╭──

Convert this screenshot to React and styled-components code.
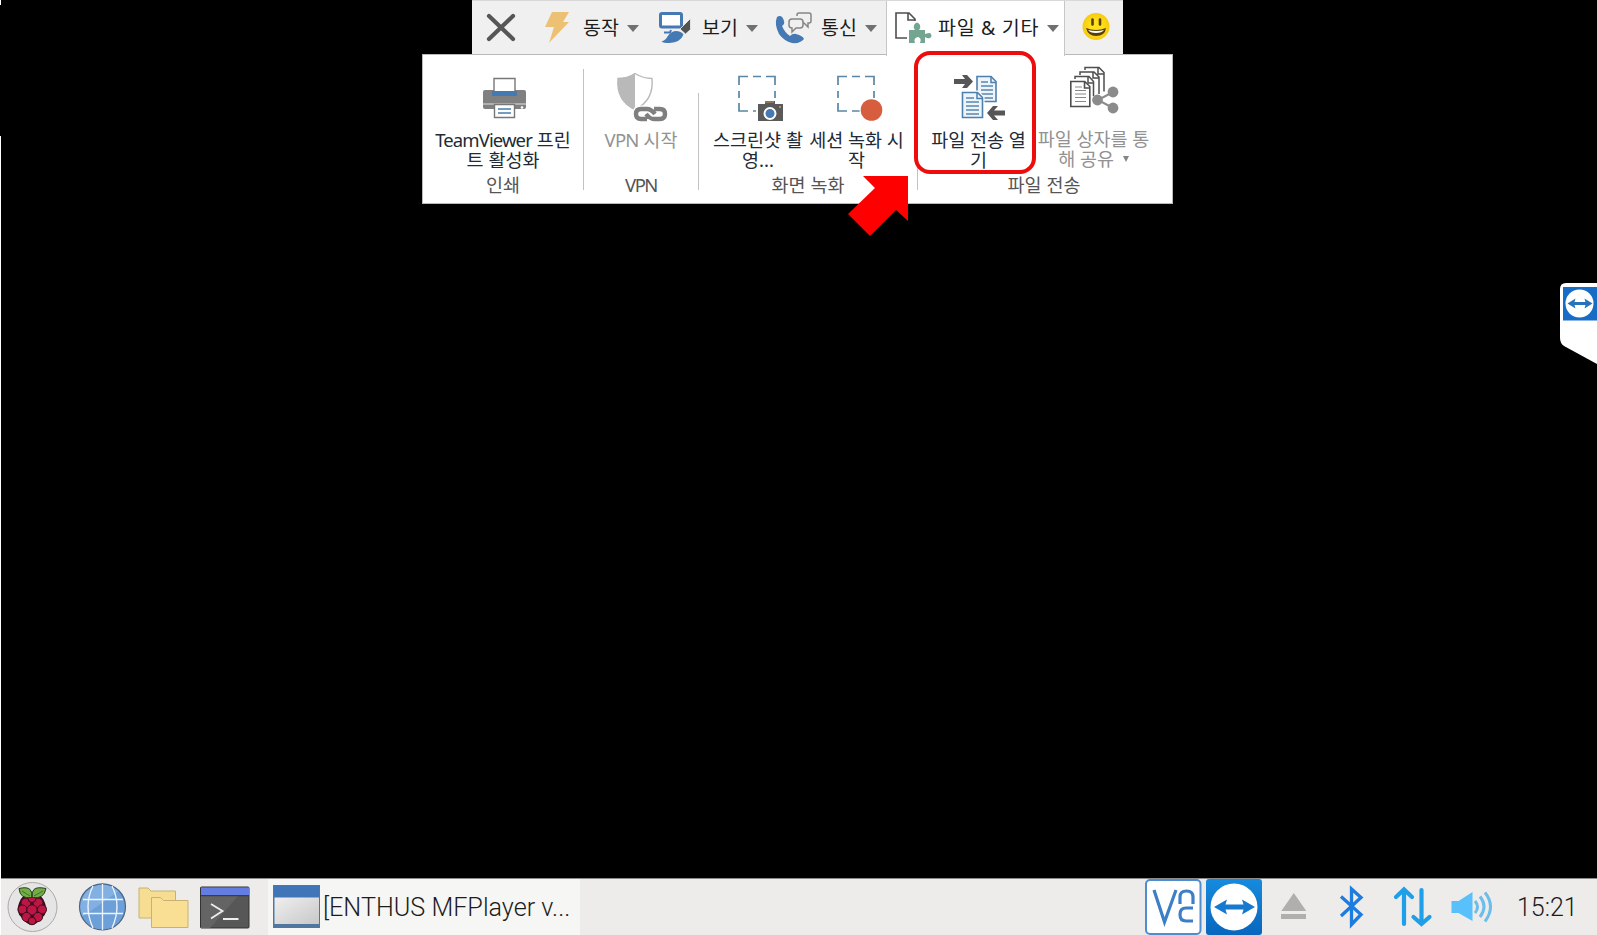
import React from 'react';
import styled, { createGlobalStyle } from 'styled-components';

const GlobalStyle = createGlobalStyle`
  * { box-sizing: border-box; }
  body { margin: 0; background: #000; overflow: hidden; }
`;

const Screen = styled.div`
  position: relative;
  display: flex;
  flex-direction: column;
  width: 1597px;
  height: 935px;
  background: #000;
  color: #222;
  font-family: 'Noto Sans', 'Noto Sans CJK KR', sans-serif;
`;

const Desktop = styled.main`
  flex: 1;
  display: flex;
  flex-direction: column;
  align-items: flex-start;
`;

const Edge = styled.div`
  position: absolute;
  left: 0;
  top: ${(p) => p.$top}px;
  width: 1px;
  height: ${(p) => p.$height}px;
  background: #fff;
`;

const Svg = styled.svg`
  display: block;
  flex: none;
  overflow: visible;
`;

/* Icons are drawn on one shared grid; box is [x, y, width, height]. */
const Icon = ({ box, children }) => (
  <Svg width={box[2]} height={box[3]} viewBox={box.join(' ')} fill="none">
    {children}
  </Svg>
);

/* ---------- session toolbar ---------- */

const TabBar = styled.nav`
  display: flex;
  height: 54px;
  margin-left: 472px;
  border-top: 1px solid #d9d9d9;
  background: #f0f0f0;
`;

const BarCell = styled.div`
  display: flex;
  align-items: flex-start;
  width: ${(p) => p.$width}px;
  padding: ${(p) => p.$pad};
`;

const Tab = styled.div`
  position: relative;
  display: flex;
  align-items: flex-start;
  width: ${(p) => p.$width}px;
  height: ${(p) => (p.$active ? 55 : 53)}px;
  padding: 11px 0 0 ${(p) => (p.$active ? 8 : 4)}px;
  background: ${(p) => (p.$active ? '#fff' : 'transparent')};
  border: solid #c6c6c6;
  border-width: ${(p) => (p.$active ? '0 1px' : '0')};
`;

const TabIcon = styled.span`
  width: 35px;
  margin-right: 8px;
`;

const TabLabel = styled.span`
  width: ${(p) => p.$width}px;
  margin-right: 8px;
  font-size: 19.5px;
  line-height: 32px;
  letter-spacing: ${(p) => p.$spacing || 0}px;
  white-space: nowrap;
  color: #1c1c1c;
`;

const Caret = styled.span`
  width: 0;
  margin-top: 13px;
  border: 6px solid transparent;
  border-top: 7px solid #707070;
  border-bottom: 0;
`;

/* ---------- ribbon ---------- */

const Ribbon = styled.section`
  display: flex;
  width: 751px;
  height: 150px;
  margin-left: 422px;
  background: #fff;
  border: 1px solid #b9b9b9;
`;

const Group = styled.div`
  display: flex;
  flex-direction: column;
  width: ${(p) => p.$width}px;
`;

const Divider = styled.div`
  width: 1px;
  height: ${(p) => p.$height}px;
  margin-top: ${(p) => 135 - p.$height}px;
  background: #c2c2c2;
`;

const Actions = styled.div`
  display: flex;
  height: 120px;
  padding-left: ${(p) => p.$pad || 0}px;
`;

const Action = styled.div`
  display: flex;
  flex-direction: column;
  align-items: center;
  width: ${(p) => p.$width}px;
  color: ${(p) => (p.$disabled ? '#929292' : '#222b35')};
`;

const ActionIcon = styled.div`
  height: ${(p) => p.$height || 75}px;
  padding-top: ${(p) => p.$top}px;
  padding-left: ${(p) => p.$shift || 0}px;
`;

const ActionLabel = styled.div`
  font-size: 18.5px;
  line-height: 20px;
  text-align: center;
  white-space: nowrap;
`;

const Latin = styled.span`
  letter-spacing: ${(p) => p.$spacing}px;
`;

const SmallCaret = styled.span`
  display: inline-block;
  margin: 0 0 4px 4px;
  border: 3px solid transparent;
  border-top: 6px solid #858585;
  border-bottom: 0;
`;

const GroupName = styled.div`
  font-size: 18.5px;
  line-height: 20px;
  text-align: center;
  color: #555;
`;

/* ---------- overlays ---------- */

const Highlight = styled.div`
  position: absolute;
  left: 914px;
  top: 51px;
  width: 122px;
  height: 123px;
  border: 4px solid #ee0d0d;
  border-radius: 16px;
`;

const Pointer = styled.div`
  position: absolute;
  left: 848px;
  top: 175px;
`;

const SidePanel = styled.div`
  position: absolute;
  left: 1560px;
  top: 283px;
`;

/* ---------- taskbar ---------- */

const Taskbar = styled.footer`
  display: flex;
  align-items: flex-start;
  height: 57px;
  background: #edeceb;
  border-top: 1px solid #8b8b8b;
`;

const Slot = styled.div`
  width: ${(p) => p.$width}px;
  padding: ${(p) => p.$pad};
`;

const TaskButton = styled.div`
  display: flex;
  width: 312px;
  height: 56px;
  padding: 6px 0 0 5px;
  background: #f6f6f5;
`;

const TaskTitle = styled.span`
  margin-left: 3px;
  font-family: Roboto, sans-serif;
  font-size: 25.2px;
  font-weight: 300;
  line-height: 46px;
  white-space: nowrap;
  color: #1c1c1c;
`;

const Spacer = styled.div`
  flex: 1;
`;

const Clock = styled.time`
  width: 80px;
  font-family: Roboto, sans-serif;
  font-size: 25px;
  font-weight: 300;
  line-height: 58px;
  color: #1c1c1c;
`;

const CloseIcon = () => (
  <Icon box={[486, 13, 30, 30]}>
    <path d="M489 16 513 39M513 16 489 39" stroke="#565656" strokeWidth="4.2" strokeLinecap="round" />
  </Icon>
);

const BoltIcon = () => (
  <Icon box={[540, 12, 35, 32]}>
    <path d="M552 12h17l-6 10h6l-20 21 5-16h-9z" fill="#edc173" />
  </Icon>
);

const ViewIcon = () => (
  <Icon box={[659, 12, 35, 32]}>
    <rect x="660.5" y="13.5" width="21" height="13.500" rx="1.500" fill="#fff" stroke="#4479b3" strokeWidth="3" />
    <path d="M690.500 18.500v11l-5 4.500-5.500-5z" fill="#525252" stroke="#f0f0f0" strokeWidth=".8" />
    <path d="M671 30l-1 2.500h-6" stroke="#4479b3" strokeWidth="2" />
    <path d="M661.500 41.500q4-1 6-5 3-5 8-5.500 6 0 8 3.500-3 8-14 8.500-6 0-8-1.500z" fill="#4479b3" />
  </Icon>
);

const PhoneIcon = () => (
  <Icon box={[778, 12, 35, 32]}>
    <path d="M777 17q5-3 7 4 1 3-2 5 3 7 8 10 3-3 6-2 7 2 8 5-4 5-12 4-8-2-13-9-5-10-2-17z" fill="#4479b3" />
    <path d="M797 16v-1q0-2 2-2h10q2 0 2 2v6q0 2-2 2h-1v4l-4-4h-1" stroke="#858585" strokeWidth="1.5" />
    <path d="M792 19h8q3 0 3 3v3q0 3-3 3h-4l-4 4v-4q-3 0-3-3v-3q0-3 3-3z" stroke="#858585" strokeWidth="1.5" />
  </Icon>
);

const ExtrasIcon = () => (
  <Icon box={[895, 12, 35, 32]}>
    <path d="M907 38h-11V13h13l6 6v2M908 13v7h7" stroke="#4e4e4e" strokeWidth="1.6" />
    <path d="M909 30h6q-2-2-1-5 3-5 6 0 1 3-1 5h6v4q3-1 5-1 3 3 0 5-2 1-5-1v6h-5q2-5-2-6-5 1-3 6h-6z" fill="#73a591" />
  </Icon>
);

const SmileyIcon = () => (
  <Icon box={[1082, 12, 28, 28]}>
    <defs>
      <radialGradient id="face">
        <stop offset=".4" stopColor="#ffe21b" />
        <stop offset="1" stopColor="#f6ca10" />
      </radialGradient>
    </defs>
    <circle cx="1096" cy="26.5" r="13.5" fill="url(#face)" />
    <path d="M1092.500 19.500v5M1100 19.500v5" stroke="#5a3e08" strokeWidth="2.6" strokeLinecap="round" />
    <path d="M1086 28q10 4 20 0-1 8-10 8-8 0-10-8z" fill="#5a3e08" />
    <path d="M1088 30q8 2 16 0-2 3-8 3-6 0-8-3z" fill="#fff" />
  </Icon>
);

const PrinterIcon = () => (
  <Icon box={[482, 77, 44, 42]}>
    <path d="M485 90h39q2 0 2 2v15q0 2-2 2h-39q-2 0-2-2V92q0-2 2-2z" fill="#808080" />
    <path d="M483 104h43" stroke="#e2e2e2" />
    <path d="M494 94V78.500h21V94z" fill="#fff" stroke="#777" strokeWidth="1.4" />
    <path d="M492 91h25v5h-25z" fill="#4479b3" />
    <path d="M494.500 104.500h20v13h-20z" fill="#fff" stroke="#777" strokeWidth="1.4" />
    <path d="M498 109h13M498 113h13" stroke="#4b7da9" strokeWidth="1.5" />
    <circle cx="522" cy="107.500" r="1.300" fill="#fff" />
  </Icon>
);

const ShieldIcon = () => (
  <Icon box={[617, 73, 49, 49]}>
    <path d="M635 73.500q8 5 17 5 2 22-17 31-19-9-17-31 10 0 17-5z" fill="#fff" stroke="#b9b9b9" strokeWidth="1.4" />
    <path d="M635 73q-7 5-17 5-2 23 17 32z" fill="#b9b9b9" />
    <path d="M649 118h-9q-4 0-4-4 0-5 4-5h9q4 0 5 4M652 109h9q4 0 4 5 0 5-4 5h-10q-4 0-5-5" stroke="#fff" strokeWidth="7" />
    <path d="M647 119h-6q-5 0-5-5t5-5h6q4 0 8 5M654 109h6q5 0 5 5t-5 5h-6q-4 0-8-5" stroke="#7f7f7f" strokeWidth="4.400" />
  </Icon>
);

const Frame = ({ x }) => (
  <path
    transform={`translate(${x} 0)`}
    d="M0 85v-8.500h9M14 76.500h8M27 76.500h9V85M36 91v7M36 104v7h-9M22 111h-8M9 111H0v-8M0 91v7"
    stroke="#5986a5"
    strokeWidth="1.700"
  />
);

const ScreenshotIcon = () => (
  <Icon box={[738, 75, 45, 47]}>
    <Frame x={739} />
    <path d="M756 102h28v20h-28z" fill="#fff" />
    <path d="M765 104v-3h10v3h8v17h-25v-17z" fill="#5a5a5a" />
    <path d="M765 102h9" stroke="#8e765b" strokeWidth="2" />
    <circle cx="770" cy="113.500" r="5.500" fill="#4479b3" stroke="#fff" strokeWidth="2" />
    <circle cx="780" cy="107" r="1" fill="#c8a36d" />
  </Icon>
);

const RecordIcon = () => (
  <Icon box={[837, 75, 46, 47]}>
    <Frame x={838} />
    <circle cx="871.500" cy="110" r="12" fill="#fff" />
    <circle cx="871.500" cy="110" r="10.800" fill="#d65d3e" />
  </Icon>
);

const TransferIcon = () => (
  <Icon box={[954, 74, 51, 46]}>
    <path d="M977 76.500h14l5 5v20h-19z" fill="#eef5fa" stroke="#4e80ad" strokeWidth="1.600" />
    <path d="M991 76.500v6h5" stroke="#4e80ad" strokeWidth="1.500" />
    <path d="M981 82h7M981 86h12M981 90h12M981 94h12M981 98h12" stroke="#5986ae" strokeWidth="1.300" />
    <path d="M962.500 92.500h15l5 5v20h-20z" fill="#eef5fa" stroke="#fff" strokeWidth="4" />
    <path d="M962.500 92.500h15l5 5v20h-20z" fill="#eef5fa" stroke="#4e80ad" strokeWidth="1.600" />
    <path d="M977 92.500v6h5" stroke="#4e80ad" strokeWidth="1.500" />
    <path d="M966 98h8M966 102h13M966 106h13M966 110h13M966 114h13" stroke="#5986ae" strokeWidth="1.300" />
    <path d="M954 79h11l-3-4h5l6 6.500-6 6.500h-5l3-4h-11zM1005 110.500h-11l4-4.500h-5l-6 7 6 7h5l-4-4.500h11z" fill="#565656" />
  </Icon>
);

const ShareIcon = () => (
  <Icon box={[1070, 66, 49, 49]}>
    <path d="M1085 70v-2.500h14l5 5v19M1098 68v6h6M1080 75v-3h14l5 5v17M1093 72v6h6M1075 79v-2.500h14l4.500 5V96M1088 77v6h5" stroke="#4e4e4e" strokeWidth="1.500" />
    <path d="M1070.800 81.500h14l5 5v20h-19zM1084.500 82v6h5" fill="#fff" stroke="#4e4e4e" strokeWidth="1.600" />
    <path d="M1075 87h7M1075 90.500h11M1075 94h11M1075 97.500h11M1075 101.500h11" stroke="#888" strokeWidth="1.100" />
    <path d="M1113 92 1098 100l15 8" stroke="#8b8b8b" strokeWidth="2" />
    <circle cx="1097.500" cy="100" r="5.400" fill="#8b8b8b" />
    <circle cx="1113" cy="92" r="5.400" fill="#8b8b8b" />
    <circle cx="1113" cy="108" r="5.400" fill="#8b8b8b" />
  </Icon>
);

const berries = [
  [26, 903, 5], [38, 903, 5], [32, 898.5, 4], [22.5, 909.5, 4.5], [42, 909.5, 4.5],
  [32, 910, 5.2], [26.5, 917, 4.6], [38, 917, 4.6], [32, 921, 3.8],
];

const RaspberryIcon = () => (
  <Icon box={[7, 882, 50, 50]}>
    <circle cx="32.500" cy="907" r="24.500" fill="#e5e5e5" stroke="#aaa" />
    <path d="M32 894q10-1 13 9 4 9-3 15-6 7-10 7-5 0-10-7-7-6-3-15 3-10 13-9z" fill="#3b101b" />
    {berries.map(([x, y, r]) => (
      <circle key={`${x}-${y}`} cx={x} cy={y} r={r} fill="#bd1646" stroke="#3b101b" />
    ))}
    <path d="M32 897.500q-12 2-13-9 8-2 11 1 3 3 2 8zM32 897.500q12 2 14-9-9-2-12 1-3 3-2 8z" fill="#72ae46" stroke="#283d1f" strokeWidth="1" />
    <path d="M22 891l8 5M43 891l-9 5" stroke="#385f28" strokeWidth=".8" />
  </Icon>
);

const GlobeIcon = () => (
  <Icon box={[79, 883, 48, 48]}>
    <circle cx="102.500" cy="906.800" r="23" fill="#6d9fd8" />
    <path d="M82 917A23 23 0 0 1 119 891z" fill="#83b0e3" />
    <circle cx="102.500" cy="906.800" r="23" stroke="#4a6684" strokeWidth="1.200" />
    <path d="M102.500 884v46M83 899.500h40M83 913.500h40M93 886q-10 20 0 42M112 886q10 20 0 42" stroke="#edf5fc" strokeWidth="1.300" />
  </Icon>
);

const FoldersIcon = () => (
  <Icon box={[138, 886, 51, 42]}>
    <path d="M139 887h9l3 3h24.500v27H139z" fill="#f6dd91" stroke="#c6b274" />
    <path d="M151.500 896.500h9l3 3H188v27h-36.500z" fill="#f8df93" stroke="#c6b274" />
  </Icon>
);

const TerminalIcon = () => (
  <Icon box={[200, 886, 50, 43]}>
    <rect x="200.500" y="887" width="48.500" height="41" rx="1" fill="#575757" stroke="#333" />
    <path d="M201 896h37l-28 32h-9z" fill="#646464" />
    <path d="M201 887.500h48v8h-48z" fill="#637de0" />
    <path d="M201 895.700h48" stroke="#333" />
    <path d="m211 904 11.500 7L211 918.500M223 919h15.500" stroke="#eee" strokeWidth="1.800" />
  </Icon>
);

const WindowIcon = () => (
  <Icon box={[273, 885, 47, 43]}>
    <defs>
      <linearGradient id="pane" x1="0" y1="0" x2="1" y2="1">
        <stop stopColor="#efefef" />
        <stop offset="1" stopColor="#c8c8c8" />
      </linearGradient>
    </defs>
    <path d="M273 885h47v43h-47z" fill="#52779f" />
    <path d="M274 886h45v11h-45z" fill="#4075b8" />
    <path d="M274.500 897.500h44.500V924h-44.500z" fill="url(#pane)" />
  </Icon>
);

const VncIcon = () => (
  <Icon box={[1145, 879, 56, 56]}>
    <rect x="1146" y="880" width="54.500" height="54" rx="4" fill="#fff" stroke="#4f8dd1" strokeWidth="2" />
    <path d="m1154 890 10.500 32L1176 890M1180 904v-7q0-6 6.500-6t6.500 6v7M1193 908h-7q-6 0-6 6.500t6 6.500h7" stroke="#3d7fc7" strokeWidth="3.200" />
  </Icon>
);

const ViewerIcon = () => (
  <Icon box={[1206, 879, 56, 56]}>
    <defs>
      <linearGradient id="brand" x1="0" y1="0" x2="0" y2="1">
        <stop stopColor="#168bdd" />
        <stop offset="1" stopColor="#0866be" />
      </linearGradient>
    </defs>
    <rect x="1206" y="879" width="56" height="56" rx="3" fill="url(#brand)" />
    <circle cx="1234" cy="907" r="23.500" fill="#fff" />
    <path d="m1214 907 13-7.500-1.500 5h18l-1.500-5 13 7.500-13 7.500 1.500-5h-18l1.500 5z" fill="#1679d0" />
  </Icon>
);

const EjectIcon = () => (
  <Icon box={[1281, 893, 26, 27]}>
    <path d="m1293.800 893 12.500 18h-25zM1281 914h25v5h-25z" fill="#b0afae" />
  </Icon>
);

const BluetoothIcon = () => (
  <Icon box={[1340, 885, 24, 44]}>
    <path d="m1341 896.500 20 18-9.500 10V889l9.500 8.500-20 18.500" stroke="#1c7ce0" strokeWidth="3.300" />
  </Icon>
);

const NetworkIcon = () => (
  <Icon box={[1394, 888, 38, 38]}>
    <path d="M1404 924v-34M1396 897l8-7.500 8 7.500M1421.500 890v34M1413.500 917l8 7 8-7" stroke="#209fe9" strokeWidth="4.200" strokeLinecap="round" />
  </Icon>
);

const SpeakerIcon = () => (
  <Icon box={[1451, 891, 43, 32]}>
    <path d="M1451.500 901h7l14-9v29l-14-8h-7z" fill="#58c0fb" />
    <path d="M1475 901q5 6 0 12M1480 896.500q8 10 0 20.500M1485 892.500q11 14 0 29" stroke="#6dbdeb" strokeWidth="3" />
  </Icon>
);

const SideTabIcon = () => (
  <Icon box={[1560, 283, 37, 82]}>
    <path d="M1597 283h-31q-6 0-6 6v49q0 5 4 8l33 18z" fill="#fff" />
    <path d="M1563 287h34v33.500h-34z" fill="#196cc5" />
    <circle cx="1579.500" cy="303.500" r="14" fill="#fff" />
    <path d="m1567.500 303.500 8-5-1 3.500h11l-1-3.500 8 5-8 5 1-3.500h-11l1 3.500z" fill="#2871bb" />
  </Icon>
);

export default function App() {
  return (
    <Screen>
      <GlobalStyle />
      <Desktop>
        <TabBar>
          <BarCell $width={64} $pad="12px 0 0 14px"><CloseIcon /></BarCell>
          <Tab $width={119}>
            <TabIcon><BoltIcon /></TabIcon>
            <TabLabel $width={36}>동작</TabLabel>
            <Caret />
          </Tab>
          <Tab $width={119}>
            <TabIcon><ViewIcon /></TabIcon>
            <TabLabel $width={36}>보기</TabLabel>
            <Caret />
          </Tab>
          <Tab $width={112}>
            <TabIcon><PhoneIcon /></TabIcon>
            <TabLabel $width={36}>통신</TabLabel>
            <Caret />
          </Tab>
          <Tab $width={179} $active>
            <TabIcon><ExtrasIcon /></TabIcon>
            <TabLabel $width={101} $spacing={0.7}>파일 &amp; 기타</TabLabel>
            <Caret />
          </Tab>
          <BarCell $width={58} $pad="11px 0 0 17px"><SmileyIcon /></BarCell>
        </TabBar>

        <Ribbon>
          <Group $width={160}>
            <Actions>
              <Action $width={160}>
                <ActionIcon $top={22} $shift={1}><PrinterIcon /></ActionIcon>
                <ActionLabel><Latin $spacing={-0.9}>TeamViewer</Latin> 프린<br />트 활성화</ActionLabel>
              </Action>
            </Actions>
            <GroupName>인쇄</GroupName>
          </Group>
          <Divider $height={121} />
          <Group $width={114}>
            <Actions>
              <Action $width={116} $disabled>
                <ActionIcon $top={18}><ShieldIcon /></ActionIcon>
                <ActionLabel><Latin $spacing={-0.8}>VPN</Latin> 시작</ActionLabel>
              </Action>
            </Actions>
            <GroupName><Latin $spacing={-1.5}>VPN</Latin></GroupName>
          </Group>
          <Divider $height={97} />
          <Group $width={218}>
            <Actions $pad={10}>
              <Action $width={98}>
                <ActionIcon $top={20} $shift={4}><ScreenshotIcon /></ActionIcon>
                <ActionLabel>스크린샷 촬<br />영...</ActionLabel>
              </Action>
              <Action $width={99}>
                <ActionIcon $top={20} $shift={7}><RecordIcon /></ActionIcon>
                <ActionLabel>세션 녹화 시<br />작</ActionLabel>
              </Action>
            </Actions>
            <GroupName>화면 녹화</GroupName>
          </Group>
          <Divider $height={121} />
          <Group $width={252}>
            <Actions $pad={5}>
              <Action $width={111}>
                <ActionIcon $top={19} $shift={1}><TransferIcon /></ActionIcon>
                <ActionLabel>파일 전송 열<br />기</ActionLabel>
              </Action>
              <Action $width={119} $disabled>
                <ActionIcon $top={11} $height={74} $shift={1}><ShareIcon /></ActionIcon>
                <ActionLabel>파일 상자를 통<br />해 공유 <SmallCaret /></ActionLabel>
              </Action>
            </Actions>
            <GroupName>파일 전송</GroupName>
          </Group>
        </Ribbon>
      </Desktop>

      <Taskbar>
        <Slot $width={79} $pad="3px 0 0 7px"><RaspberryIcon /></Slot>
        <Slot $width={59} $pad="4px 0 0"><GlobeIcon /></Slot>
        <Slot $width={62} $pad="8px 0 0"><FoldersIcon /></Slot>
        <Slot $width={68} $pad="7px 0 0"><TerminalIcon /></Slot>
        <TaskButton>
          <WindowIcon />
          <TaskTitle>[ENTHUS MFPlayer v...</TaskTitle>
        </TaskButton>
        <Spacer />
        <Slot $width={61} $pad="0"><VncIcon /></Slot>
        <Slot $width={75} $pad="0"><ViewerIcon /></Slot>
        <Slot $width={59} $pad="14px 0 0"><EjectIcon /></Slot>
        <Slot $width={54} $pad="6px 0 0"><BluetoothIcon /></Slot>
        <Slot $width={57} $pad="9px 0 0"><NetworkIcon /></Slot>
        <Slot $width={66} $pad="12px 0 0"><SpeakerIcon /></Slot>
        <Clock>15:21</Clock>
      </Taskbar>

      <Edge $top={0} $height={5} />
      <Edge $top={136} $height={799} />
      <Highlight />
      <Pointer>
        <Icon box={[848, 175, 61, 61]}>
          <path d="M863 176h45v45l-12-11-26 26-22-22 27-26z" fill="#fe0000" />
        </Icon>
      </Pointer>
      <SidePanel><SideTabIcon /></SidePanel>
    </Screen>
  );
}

╰──

* **Goal**
Filter lines by "components" and return each hit.

* **Written answer**
Convert this screenshot to React and styled-components code.
import styled, { createGlobalStyle } from 'styled-components';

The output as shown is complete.